§ **WHAT IS REQUIRED**
Collect from the data below each line with "size".

§ **SOURCE MATERIAL**
::::::
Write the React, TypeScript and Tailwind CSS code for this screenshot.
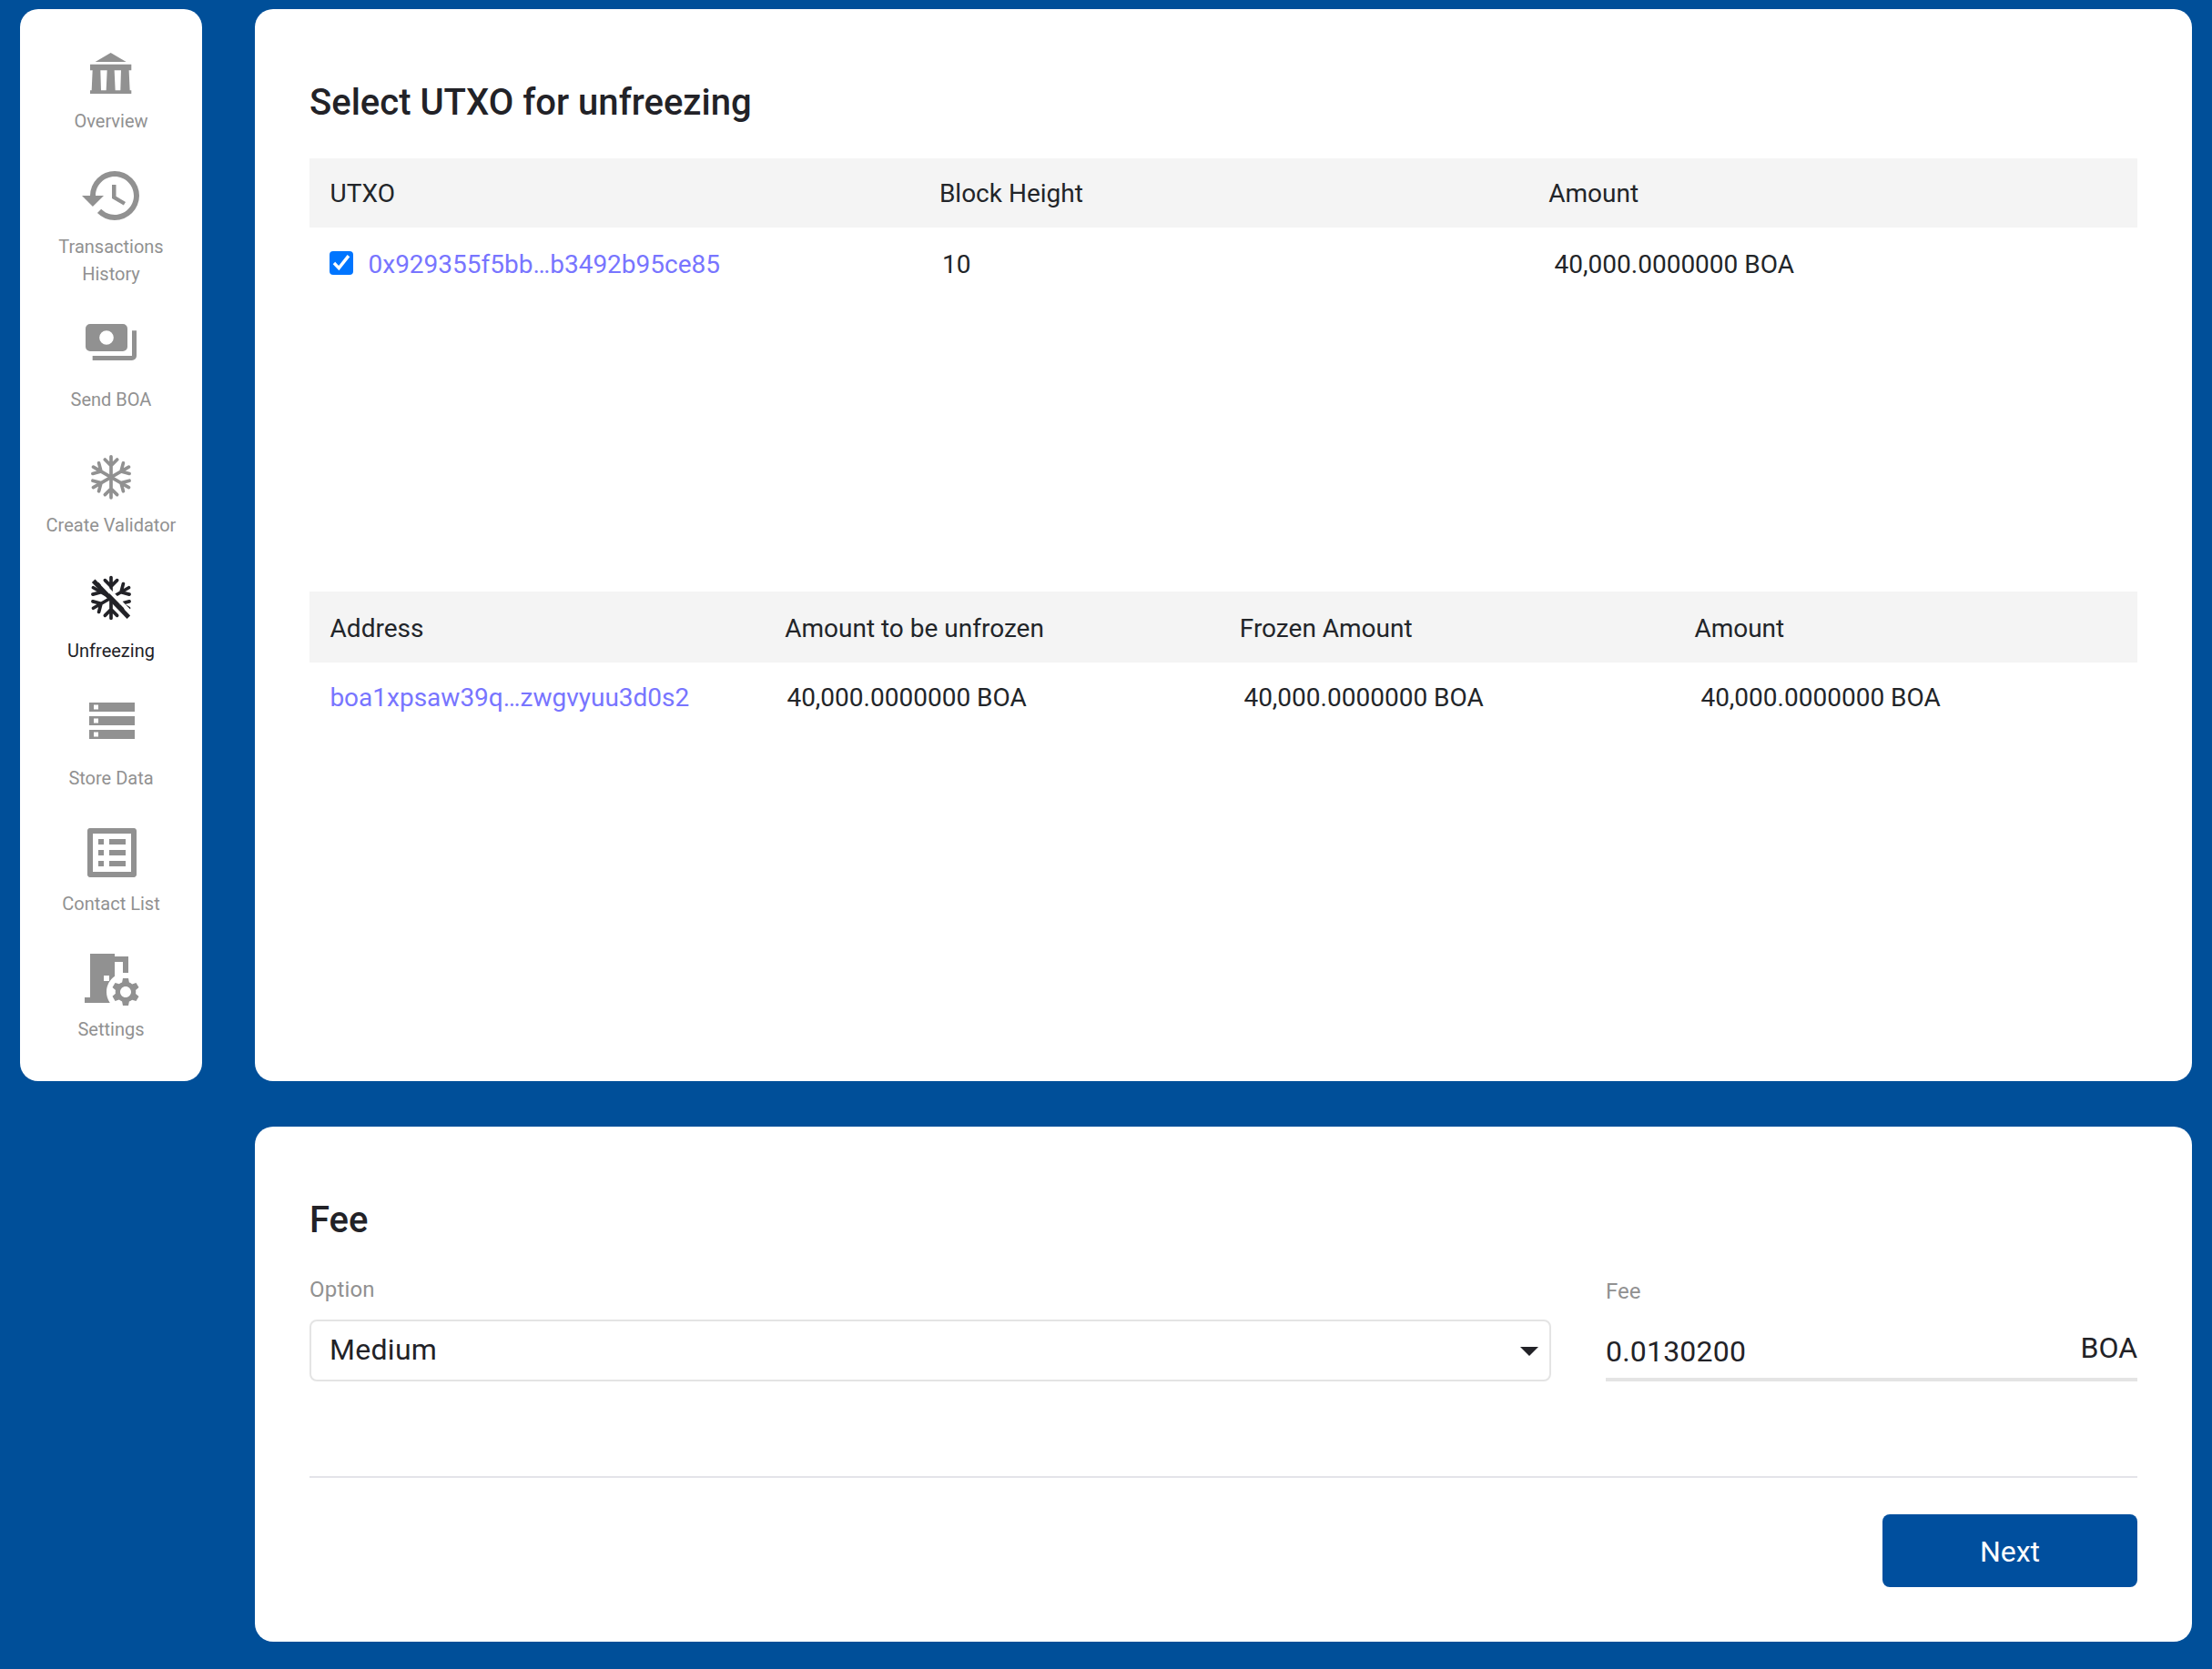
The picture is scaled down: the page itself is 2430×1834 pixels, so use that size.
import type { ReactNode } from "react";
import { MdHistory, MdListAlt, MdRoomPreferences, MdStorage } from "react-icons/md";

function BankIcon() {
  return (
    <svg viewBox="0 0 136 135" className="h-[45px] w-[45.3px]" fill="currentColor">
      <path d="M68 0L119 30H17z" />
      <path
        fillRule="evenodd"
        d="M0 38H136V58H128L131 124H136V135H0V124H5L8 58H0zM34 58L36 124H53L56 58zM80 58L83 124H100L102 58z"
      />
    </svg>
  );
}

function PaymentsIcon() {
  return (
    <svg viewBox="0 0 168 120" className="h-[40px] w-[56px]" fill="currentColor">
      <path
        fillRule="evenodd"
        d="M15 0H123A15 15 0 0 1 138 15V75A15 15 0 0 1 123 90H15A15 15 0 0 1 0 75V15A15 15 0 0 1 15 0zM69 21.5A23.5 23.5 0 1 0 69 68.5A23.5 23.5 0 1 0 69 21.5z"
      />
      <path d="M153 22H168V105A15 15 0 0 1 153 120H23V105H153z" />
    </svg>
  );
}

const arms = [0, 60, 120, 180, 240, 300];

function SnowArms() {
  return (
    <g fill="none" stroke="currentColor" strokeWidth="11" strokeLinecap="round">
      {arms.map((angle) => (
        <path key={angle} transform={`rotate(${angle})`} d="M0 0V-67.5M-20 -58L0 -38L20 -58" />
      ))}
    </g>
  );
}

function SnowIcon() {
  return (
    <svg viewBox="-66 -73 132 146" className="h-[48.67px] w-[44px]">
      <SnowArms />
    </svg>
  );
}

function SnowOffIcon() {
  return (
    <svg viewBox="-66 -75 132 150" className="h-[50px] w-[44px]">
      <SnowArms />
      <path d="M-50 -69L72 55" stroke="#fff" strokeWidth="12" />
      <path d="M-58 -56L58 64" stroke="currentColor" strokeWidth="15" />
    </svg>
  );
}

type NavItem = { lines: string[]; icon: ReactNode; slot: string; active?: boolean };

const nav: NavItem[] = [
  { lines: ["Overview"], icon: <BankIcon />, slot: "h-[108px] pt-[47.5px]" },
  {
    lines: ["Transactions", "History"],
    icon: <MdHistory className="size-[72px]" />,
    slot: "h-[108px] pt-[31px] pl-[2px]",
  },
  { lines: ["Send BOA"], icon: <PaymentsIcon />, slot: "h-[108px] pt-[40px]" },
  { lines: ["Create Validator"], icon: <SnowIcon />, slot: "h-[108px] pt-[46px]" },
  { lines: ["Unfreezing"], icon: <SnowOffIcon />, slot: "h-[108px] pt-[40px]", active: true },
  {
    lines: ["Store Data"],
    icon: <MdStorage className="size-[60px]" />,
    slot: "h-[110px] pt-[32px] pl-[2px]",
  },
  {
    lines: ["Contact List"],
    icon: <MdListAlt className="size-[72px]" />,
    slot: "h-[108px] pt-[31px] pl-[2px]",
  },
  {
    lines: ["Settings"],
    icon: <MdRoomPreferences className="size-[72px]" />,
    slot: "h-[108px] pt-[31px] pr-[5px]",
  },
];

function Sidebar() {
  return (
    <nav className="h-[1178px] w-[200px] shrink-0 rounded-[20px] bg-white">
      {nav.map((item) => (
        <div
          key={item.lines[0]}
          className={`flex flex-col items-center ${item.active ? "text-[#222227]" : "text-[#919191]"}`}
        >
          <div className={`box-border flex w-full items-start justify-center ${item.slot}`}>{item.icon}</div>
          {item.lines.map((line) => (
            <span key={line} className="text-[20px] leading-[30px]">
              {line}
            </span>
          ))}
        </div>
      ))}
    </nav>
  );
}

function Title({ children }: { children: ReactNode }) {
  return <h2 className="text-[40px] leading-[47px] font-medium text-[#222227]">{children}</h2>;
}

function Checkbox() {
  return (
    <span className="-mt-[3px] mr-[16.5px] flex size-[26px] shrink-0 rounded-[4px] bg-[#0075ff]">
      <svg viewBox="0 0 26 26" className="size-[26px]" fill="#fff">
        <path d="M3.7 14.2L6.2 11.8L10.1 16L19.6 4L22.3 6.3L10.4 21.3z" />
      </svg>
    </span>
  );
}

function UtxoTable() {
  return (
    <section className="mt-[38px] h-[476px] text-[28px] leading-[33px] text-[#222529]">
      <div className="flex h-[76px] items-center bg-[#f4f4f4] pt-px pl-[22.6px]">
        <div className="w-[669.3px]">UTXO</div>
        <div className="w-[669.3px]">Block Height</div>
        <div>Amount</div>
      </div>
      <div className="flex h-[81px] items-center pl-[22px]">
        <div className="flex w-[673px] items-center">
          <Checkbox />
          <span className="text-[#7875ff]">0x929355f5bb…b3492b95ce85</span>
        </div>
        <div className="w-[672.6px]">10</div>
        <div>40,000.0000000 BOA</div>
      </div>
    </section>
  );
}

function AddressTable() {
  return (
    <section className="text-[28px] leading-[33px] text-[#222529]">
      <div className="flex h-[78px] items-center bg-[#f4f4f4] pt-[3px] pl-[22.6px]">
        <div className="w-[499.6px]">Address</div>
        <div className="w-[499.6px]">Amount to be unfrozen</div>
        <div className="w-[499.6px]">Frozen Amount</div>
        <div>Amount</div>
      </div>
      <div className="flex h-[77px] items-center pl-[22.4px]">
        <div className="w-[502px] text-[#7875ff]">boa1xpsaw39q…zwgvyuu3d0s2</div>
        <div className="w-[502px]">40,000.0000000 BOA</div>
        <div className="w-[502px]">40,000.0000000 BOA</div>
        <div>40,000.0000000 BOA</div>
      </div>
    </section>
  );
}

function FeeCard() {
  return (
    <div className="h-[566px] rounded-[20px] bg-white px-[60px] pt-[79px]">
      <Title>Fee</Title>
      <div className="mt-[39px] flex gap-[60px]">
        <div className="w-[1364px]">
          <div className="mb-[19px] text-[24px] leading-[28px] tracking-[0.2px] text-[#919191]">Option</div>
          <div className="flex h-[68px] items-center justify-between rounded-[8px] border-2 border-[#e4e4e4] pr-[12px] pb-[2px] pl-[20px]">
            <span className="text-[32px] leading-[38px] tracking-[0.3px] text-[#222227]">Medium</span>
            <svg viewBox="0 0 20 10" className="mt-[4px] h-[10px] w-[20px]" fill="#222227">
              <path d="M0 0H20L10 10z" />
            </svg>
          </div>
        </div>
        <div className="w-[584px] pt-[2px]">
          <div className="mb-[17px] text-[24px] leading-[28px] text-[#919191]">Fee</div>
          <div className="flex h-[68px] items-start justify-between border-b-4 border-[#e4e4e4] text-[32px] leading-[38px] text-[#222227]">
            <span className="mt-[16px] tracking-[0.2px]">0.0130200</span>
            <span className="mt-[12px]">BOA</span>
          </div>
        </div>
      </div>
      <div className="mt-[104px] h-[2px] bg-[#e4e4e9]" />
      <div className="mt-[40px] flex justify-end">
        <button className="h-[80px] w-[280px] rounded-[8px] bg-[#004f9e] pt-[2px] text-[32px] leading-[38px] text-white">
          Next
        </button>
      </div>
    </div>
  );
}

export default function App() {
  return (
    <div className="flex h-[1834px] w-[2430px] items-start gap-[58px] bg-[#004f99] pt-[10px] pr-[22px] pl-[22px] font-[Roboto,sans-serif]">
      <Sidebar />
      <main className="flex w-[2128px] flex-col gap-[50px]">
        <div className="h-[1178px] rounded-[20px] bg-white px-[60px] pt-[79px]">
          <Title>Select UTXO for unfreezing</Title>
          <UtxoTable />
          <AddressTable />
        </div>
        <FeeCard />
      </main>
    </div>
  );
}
::::::
§ **RESPONSE TO THE TASK**
The picture is scaled down: the page itself is 2430×1834 pixels, so use that size.
    icon: <MdHistory className="size-[72px]" />,
    icon: <MdStorage className="size-[60px]" />,
    icon: <MdListAlt className="size-[72px]" />,
    icon: <MdRoomPreferences className="size-[72px]" />,
    <span className="-mt-[3px] mr-[16.5px] flex size-[26px] shrink-0 rounded-[4px] bg-[#0075ff]">
      <svg viewBox="0 0 26 26" className="size-[26px]" fill="#fff">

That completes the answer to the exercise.